┏━━

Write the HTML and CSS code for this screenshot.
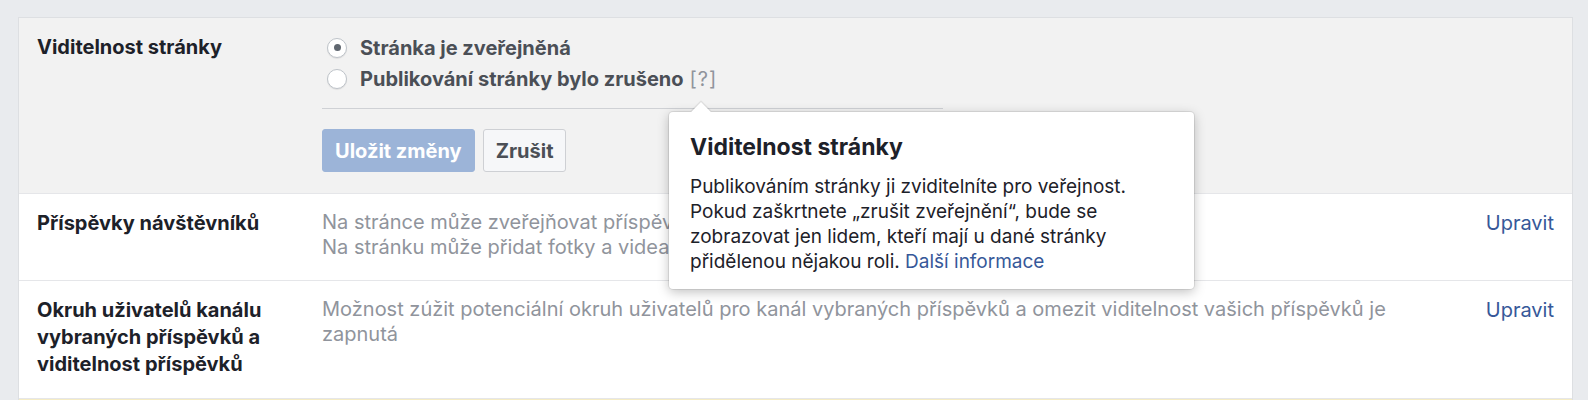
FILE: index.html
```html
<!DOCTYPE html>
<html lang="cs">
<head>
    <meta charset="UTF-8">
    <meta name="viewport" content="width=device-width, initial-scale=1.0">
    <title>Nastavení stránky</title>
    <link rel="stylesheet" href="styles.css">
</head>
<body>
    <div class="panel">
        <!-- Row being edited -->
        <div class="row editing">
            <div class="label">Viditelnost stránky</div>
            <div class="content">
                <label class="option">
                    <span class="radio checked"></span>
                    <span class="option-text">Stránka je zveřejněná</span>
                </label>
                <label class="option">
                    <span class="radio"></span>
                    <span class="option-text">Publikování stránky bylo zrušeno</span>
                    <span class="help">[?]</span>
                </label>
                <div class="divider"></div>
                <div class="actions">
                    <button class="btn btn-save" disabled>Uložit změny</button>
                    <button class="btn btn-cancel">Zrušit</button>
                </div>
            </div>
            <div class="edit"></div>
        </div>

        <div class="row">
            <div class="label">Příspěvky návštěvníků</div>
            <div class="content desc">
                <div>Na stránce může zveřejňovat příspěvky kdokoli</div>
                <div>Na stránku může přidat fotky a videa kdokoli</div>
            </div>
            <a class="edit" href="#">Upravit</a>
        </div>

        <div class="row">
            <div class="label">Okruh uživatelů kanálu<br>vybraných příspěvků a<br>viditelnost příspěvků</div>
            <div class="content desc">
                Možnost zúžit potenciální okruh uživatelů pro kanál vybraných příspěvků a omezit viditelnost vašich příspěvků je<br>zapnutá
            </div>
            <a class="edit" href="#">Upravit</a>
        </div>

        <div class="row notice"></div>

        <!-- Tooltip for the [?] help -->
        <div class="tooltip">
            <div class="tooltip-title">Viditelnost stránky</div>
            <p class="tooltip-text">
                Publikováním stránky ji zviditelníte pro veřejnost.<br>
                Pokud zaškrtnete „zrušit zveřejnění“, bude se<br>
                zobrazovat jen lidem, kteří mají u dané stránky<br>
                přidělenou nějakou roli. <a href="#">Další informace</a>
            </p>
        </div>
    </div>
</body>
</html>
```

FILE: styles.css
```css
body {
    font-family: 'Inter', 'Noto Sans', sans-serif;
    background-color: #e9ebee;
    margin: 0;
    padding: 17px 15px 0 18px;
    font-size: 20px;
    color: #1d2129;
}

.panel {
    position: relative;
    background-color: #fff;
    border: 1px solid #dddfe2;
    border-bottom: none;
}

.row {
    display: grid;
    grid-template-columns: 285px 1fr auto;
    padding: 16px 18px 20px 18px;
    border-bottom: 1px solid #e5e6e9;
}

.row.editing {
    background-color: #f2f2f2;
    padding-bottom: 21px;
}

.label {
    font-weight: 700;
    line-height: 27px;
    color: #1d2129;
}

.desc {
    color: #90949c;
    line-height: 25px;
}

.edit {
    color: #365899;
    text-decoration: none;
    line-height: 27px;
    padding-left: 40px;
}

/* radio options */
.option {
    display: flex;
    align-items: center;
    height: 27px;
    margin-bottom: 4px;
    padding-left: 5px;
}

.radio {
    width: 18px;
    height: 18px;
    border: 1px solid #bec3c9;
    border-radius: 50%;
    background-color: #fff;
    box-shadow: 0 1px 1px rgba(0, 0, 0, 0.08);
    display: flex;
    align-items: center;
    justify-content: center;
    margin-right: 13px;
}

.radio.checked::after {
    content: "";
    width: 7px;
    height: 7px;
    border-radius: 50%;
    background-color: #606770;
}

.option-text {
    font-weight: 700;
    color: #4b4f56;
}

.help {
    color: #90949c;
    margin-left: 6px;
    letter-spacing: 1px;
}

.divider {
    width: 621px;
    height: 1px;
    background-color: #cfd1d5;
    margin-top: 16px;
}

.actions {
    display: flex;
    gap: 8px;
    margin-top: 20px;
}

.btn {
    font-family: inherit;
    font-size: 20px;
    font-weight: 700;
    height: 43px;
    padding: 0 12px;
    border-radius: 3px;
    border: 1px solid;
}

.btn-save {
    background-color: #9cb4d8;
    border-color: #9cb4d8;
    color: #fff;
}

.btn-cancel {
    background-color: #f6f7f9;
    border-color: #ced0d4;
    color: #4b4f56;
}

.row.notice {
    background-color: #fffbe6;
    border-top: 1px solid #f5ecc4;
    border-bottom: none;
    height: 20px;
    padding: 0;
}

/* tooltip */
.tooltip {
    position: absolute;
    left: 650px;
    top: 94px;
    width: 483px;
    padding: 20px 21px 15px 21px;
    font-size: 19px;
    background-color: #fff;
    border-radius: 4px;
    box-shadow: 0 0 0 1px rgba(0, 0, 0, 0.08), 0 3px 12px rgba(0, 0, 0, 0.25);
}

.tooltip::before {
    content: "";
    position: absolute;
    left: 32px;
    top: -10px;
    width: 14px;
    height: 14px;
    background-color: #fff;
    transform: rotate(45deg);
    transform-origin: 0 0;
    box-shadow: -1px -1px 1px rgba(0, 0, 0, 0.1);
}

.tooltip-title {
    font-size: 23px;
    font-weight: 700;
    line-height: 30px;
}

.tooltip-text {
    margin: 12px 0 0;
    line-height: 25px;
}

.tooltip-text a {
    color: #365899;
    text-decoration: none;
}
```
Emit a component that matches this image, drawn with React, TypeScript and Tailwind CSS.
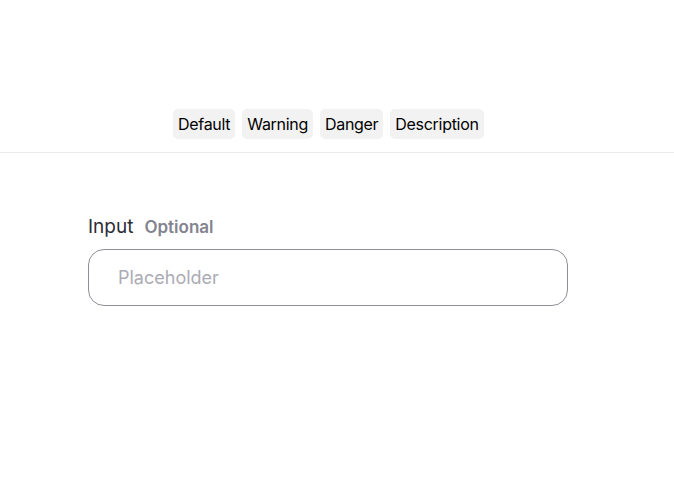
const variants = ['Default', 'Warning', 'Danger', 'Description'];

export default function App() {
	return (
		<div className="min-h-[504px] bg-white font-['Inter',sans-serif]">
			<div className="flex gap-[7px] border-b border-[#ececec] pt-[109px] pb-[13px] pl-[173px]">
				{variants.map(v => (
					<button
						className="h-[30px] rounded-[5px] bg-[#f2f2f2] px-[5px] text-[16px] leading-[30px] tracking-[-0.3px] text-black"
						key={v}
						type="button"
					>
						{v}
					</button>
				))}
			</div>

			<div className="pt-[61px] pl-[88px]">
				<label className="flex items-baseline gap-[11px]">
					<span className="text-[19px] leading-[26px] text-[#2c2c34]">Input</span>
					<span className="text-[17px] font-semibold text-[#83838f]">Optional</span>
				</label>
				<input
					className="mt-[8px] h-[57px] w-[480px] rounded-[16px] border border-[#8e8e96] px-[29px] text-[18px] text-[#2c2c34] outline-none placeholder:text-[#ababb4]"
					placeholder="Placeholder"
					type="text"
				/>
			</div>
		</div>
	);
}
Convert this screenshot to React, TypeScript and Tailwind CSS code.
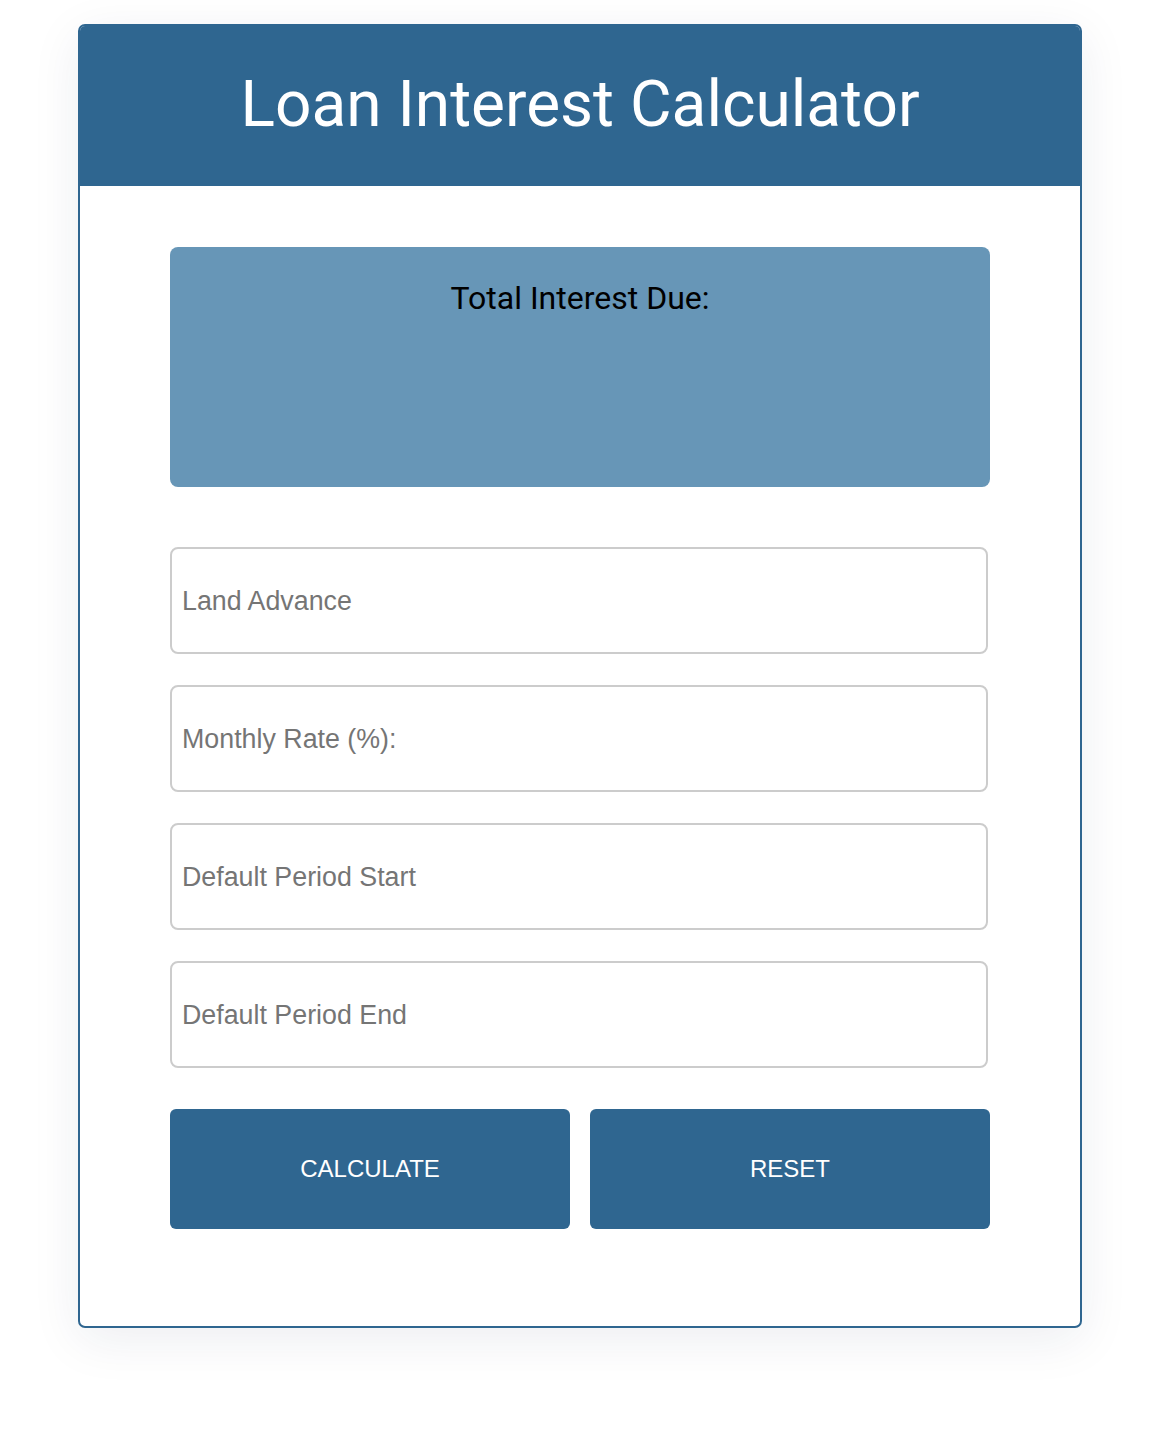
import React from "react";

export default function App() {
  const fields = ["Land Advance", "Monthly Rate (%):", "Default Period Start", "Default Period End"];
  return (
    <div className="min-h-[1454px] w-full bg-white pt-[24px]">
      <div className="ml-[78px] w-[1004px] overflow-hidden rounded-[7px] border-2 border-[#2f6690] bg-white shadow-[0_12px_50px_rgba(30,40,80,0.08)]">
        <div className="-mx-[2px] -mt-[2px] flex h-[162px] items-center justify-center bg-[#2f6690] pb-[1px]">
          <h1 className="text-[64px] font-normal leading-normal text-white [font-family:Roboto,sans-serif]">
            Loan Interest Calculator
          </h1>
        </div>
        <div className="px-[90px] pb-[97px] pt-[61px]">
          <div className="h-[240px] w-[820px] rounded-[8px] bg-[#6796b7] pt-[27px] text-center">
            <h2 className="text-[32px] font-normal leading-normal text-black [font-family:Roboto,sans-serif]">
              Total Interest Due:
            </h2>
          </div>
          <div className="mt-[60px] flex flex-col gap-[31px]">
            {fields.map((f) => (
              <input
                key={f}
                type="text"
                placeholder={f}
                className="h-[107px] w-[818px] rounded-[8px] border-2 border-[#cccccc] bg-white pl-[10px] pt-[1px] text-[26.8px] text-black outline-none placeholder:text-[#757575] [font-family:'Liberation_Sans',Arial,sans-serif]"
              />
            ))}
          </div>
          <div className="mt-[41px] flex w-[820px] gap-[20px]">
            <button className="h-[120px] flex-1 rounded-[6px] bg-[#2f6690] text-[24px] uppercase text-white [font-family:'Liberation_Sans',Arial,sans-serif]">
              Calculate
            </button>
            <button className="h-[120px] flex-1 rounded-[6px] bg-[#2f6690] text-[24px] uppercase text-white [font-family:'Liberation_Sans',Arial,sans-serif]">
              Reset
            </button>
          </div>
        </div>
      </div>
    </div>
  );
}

┗━━

Out of the records above, set down only the lines from the one that contains "Convert this screenshot" through the one that contains "import React from", unchanged and without the pictures.

Convert this screenshot to React, TypeScript and Tailwind CSS code.
import React from "react";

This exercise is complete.